Supplied information
* Start *

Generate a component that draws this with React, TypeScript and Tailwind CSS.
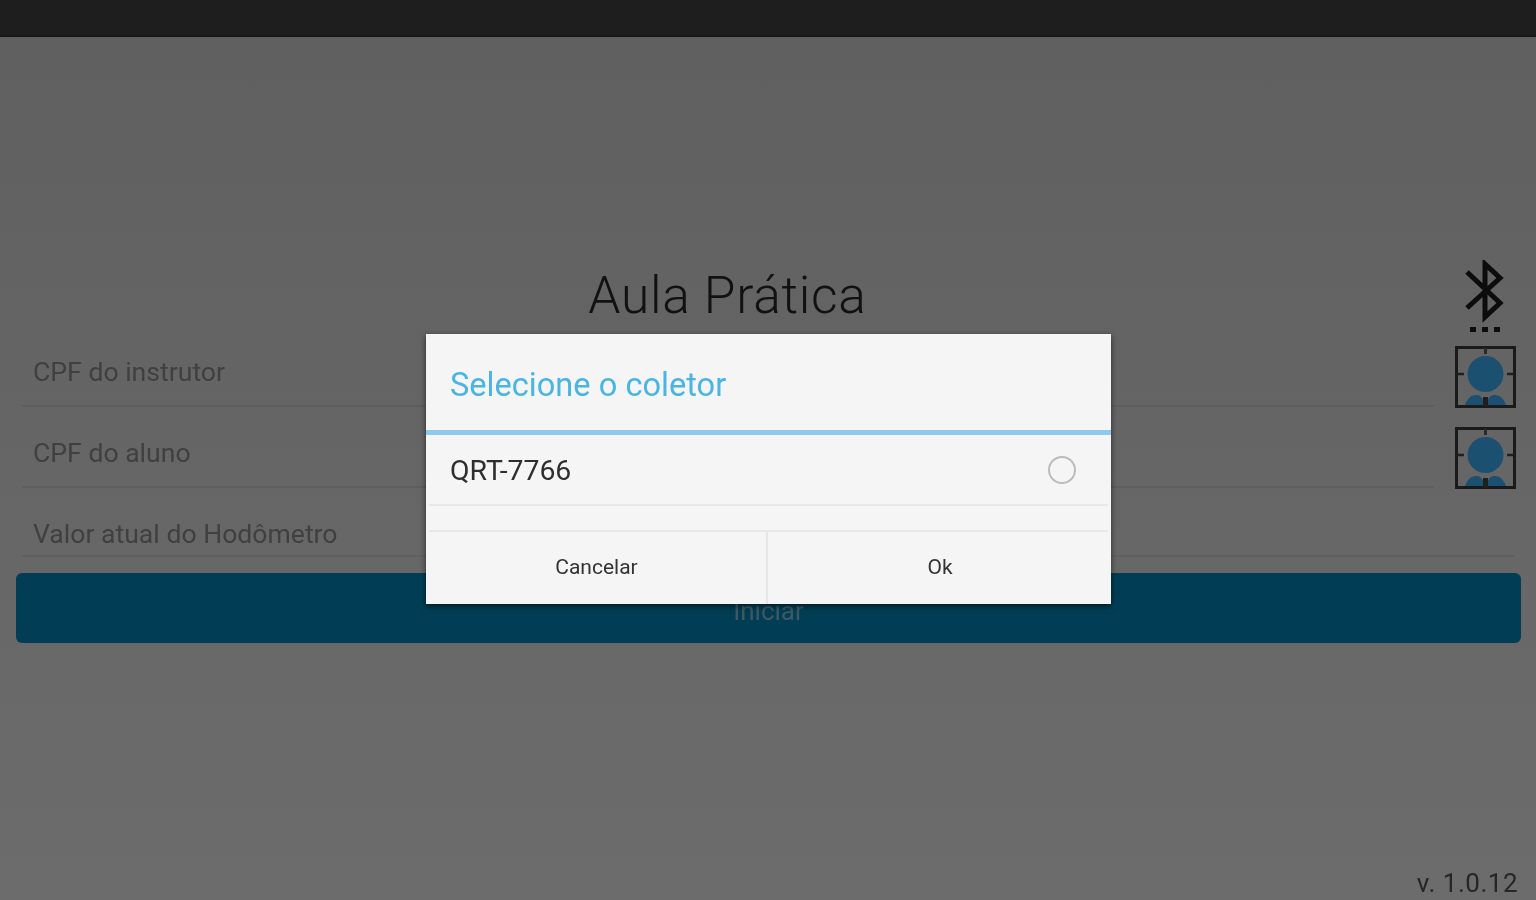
const SensorIcon = () => (
  <svg viewBox="0 0 62 62" className="w-[62px] h-[62px] shrink-0 blur-[0.4px]">
    <path d="M10 59c2-6 6-10 11-10 4 0 6 2 7 5v5zM51 59c-2-6-6-10-11-10-4 0-6 2-7 5v5z" fill="#1c5070" />
    <circle cx="30.500" cy="28" r="18" fill="#1c5070" />
    <rect x="1.500" y="1.500" width="58" height="59" fill="none" stroke="#1a1a1a" strokeWidth="3" />
    <path d="M30.500 2v6" stroke="#2a2a2a" strokeWidth="3" />
    <path d="M30.500 51v9" stroke="#1f1f1f" strokeWidth="5" />
    <path d="M2 28h7M52 28h7" stroke="#1f1f1f" strokeWidth="2.500" />
  </svg>
);

const BluetoothIcon = () => (
  <svg viewBox="0 0 62 75" className="w-[62px] h-[75px] blur-[0.4px]">
    <path
      d="M12 12l33 31-15 14V4l15 14-33 30"
      fill="none"
      stroke="#0c0c0c"
      strokeWidth="5"
      strokeLinejoin="miter"
    />
    <path d="M15 67h6v5h-6zM27 67h6v5h-6zM39 67h6v5h-6z" fill="#0c0c0c" />
  </svg>
);

const Field = ({ label }: { label: string }) => (
  <div className="flex h-[81px]">
    <div className="flex-1 pl-[22px] pr-[21px] pb-[20px]">
      <div className="h-[61px] border-b-2 border-[#5e5e5e] pl-[11px] pt-[8px] text-[26.600px] leading-[36px] text-[#404040] blur-[0.6px]">
        {label}
      </div>
    </div>
    <div className="mr-[19px]">
      <SensorIcon />
    </div>
  </div>
);

const App = () => {
  return (
    <div
      className="relative h-[900px] w-full overflow-hidden bg-gradient-to-b from-[#5f5f5f] to-[#6c6c6c] text-[#1f1f1f]"
      style={{ fontFamily: "Roboto, sans-serif" }}
    >
      {/* status bar */}
      <div className="h-[37px] bg-[#1e1e1e] border-b-2 border-[#191919]" />

      {/* form */}
      <div className="pt-[223px]">
        <div className="flex h-[86px]">
          <div className="flex-1 text-center text-[51.500px] font-light leading-[72px] tracking-[0.7px] text-[#111111] blur-[0.5px]">
            Aula Prática
          </div>
          <div className="mr-[19px]">
            <BluetoothIcon />
          </div>
        </div>

        <Field label="CPF do instrutor" />
        <Field label="CPF do aluno" />

        <div className="mx-[22px] -mt-[1px] mr-[21px] h-[50px] border-b-2 border-[#606060] pl-[11px] pt-[9px] text-[26.600px] leading-[36px] text-[#404040] blur-[0.6px]">
          Valor atual do Hodômetro
        </div>

        <div className="ml-[16px] mr-[15px] mt-[16px] flex h-[70px] items-center justify-center rounded-md bg-[#013e55]">
          <span className="pt-[6px] text-[26px] text-[#3f5963] blur-[0.7px]">Iniciar</span>
        </div>
      </div>

      <div className="absolute bottom-[-1px] right-[18px] text-[26px] leading-[36px] tracking-[0.5px] text-[#262626] blur-[0.6px]">
        v. 1.0.12
      </div>

      {/* dialog */}
      <div className="absolute left-[426px] top-[334px] flex h-[270px] w-[685px] flex-col bg-[#f5f5f5] shadow-[0_2px_6px_rgba(0,0,0,0.6)]">
        <div className="flex h-[96px] items-center pl-[24px] pt-[6px] text-[32.600px] text-[#4ab5e3] blur-[0.4px]">
          Selecione o coletor
        </div>
        <div className="h-[5px] bg-[#8ccbec]" />
        <div className="mx-[3px] flex h-[71px] items-center justify-between border-b-2 border-[#e8e8e8] pl-[21px] pr-[32px]">
          <span className="pt-[4px] text-[28.400px] text-[#2e2e2e] blur-[0.5px]">QRT-7766</span>
          <span className="h-[28px] w-[28px] rounded-full border-2 border-[#bcbcbc]" />
        </div>
        <div className="h-[24px]" />
        <div className="mx-[3px] flex flex-1 border-t-2 border-[#e8e8e8] text-[21px] text-[#333333]">
          <div className="flex w-[339px] items-center justify-center border-r-2 border-[#e6e6e6] pr-[2px] blur-[0.5px]">
            Cancelar
          </div>
          <div className="flex flex-1 items-center justify-center pl-[4px] blur-[0.5px]">Ok</div>
        </div>
      </div>
    </div>
  );
};

export default App;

* End *

What needs to be done
Quote the full listing above word for word; exclude every picture from the copy.

Reply
Generate a component that draws this with React, TypeScript and Tailwind CSS.
const SensorIcon = () => (
  <svg viewBox="0 0 62 62" className="w-[62px] h-[62px] shrink-0 blur-[0.4px]">
    <path d="M10 59c2-6 6-10 11-10 4 0 6 2 7 5v5zM51 59c-2-6-6-10-11-10-4 0-6 2-7 5v5z" fill="#1c5070" />
    <circle cx="30.500" cy="28" r="18" fill="#1c5070" />
    <rect x="1.500" y="1.500" width="58" height="59" fill="none" stroke="#1a1a1a" strokeWidth="3" />
    <path d="M30.500 2v6" stroke="#2a2a2a" strokeWidth="3" />
    <path d="M30.500 51v9" stroke="#1f1f1f" strokeWidth="5" />
    <path d="M2 28h7M52 28h7" stroke="#1f1f1f" strokeWidth="2.500" />
  </svg>
);

const BluetoothIcon = () => (
  <svg viewBox="0 0 62 75" className="w-[62px] h-[75px] blur-[0.4px]">
    <path
      d="M12 12l33 31-15 14V4l15 14-33 30"
      fill="none"
      stroke="#0c0c0c"
      strokeWidth="5"
      strokeLinejoin="miter"
    />
    <path d="M15 67h6v5h-6zM27 67h6v5h-6zM39 67h6v5h-6z" fill="#0c0c0c" />
  </svg>
);

const Field = ({ label }: { label: string }) => (
  <div className="flex h-[81px]">
    <div className="flex-1 pl-[22px] pr-[21px] pb-[20px]">
      <div className="h-[61px] border-b-2 border-[#5e5e5e] pl-[11px] pt-[8px] text-[26.600px] leading-[36px] text-[#404040] blur-[0.6px]">
        {label}
      </div>
    </div>
    <div className="mr-[19px]">
      <SensorIcon />
    </div>
  </div>
);

const App = () => {
  return (
    <div
      className="relative h-[900px] w-full overflow-hidden bg-gradient-to-b from-[#5f5f5f] to-[#6c6c6c] text-[#1f1f1f]"
      style={{ fontFamily: "Roboto, sans-serif" }}
    >
      {/* status bar */}
      <div className="h-[37px] bg-[#1e1e1e] border-b-2 border-[#191919]" />

      {/* form */}
      <div className="pt-[223px]">
        <div className="flex h-[86px]">
          <div className="flex-1 text-center text-[51.500px] font-light leading-[72px] tracking-[0.7px] text-[#111111] blur-[0.5px]">
            Aula Prática
          </div>
          <div className="mr-[19px]">
            <BluetoothIcon />
          </div>
        </div>

        <Field label="CPF do instrutor" />
        <Field label="CPF do aluno" />

        <div className="mx-[22px] -mt-[1px] mr-[21px] h-[50px] border-b-2 border-[#606060] pl-[11px] pt-[9px] text-[26.600px] leading-[36px] text-[#404040] blur-[0.6px]">
          Valor atual do Hodômetro
        </div>

        <div className="ml-[16px] mr-[15px] mt-[16px] flex h-[70px] items-center justify-center rounded-md bg-[#013e55]">
          <span className="pt-[6px] text-[26px] text-[#3f5963] blur-[0.7px]">Iniciar</span>
        </div>
      </div>

      <div className="absolute bottom-[-1px] right-[18px] text-[26px] leading-[36px] tracking-[0.5px] text-[#262626] blur-[0.6px]">
        v. 1.0.12
      </div>

      {/* dialog */}
      <div className="absolute left-[426px] top-[334px] flex h-[270px] w-[685px] flex-col bg-[#f5f5f5] shadow-[0_2px_6px_rgba(0,0,0,0.6)]">
        <div className="flex h-[96px] items-center pl-[24px] pt-[6px] text-[32.600px] text-[#4ab5e3] blur-[0.4px]">
          Selecione o coletor
        </div>
        <div className="h-[5px] bg-[#8ccbec]" />
        <div className="mx-[3px] flex h-[71px] items-center justify-between border-b-2 border-[#e8e8e8] pl-[21px] pr-[32px]">
          <span className="pt-[4px] text-[28.400px] text-[#2e2e2e] blur-[0.5px]">QRT-7766</span>
          <span className="h-[28px] w-[28px] rounded-full border-2 border-[#bcbcbc]" />
        </div>
        <div className="h-[24px]" />
        <div className="mx-[3px] flex flex-1 border-t-2 border-[#e8e8e8] text-[21px] text-[#333333]">
          <div className="flex w-[339px] items-center justify-center border-r-2 border-[#e6e6e6] pr-[2px] blur-[0.5px]">
            Cancelar
          </div>
          <div className="flex flex-1 items-center justify-center pl-[4px] blur-[0.5px]">Ok</div>
        </div>
      </div>
    </div>
  );
};

export default App;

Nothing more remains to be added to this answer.